Personal hardship demands a choice: walk away, live with it, or do all that is within your power to change it. Often people walk away from marriage due to relational conflict, people take their own lives because of emotional pain and some people live constantly in debt because they don’t face the challenge of change.
Believers facing personal hardship can walk away, live with it, or do, with God’s help, what they can do to change it. But they can also look to God for a miracle.(Ps 121:1, 123:1, Isa 40:26, 49:18)
Purpose Hardships
The early church faced hardship because of what they did. When Jesus spoke to them about being endued with power, it was associated with the purpose of the Church. (Acts 1:8)
When you read the examples of persecution, you will see that persecution was a result of the church spreading the Gospel.
So why did the early Christians not just walk away when the persecution or hardships came their way for doing what God had told them to do?
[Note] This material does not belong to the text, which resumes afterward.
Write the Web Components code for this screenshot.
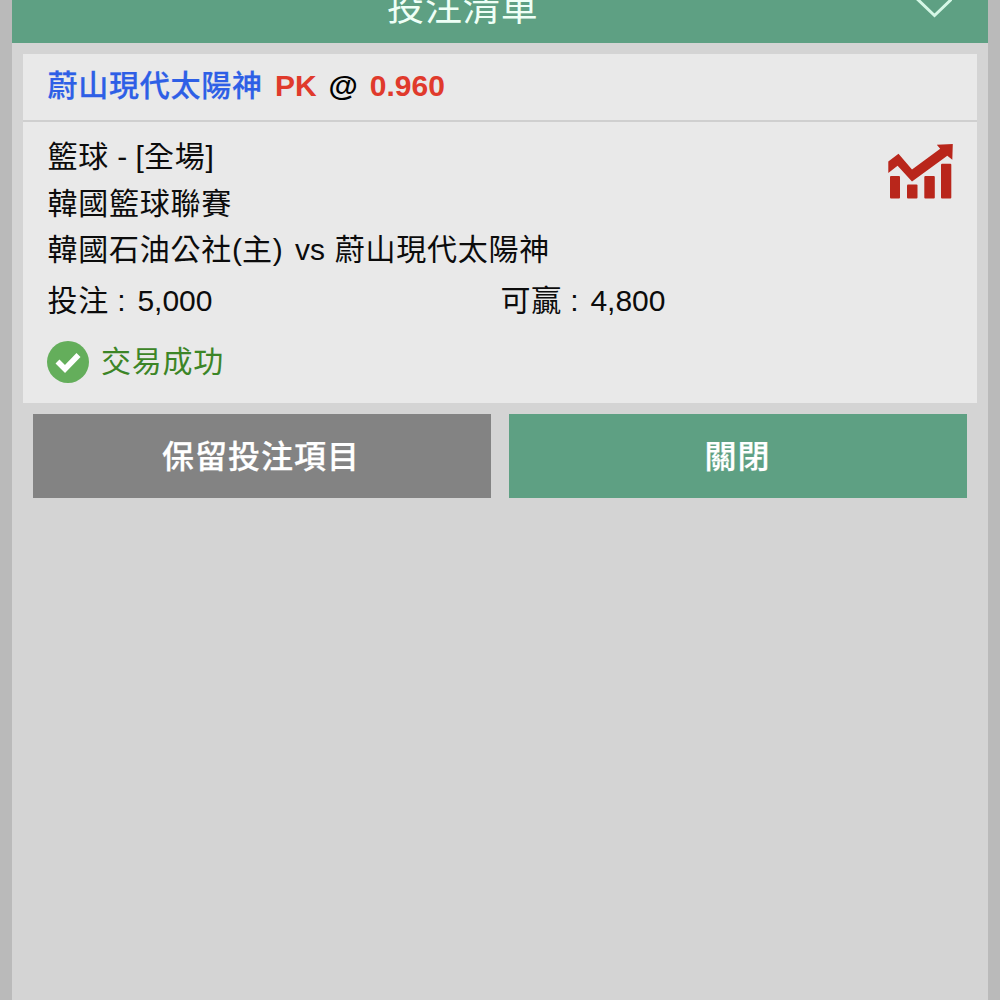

They endured hardship because they were focused.
Before the days of modern cameras, that come with auto focus built in to help us take a better picture, you would be required to fix the focus to get the best results.
Christians don’t come with auto focus. We are constantly required to fix our focus on what really matters. (Ps 141:8, 2Cor 4:18, Heb 12:2)
Focused on the Pain
Due to personal hardship, many people spend their life focused on their pain.
As a result of this focus they live in self-pity. Self-pity make you feel worthless and thus miss your eternal value to Jesus. Jeremiah had a pity party:
Jeremiah 20:14-18 (The Message)
Curse the day I was born! The day my mother bore me- a curse on it, I say!
And curse the man who delivered the news to my father: "You’ve got a new baby- a boy baby!" (How happy it made him.) Let that birth notice be blacked out, deleted from the records, and the man who brought it haunted to his death with the bad news he brought. He should have killed me before I was born, with that womb as my tomb, my mother pregnant for the rest of her life with a baby dead in her womb. Why, oh why, did I ever leave that womb? Life’s been nothing but trouble and tears, and what’s coming is more of the same.
The problem with self-pity is, it is constantly looking inward and not upward and when you are in pity mode nothing looks good.
Focusing on the pain can sometimes result in us looking outward, consumed with jealousy over how much better off others are, and not focused upward on the one who’s better than all the rest.
Focusing on the pain can often result in people pursuing pleasure to block out the pain.
Whatever the pain, as believers, lift your eyes and look to the Lord (Ps 121:1, Ps 123:1, Isa 40:26, 49:18.)
Focused on the Promise
It’s good to have the promises of God in our lives; they inspire hope for a fantastic future. But there are some negatives to just focusing on the promises that can hinder our spiritual journey.
We can sometimes use the promises to hold God to ransom. “You said.” “But, you said.” We must learn to accept that God has a higher wisdom than we do and He knows when it is best for us, and for others, to receive the promise. The Prodigal Son ended up in a ‘pig of a mess’ because he believed he knew best about when he should receive his promised inheritance.